As a former pastor, I know the importance in recognizing that each relationship is unique and special.
“Traditionally” speaking, I was raised in a Christian home (mainly in southern California), got married and had kids early in life, served in the Air Force for a number of years, and followed in my father’s footsteps into serving in the ministry.
But here’s where it takes a turn.
While serving as a pastor in Northern California, I was asked to resign (a nice way to say I was fired) at the church I was serving at. I wrote a letter of resignation that was read to the congregation, even though my gut was saying different because I was not wanting the church to “split” over this.
It rocked my world. I remember even questioning my own faith, the bedrock of my existence.
Fast forward a few years, and I came to grips with my own sexuality later in life. This threw a wrench into the mix. How could I be gay and still have my faith based in a God greater than me?

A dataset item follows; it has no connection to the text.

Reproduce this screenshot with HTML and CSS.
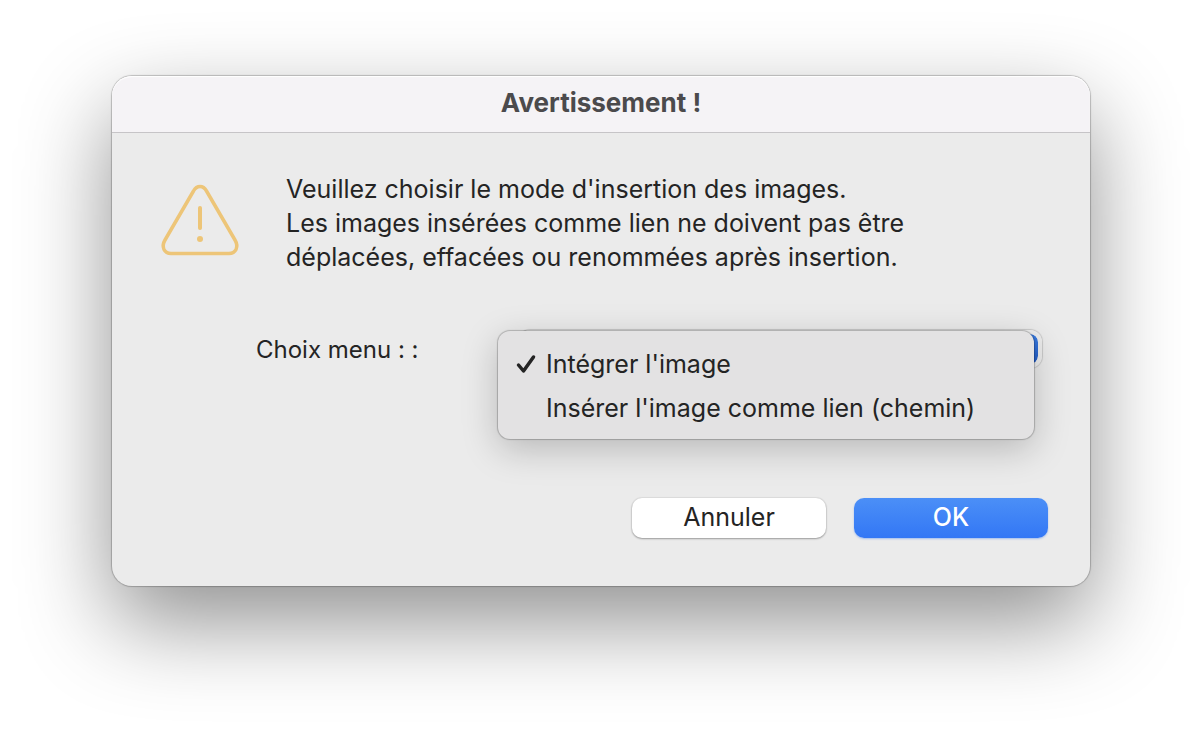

For me, this process was summed up by several individuals — including one of my daughters — who described me as having “courage.”
I recognized this came at a price. In a “traditional” Christian setting, love, kindness and respect is taught — but with an asterisk. Not that long ago, I was involved in a church where they welcomed my attending, my volunteering (on a limited basis) and even my money. But when it came to anything with leadership, the answer was “no”, because of my sexuality. It was then that I knew that living my authentic self took the courage described by my daughter.
I was learning that I did not fit into the traditional, religious box. Maybe this is you. But one thing I know: God does not discriminate, not on the basis of skin color, gender or sexuality. How could humanity be made in his image and it not be for all?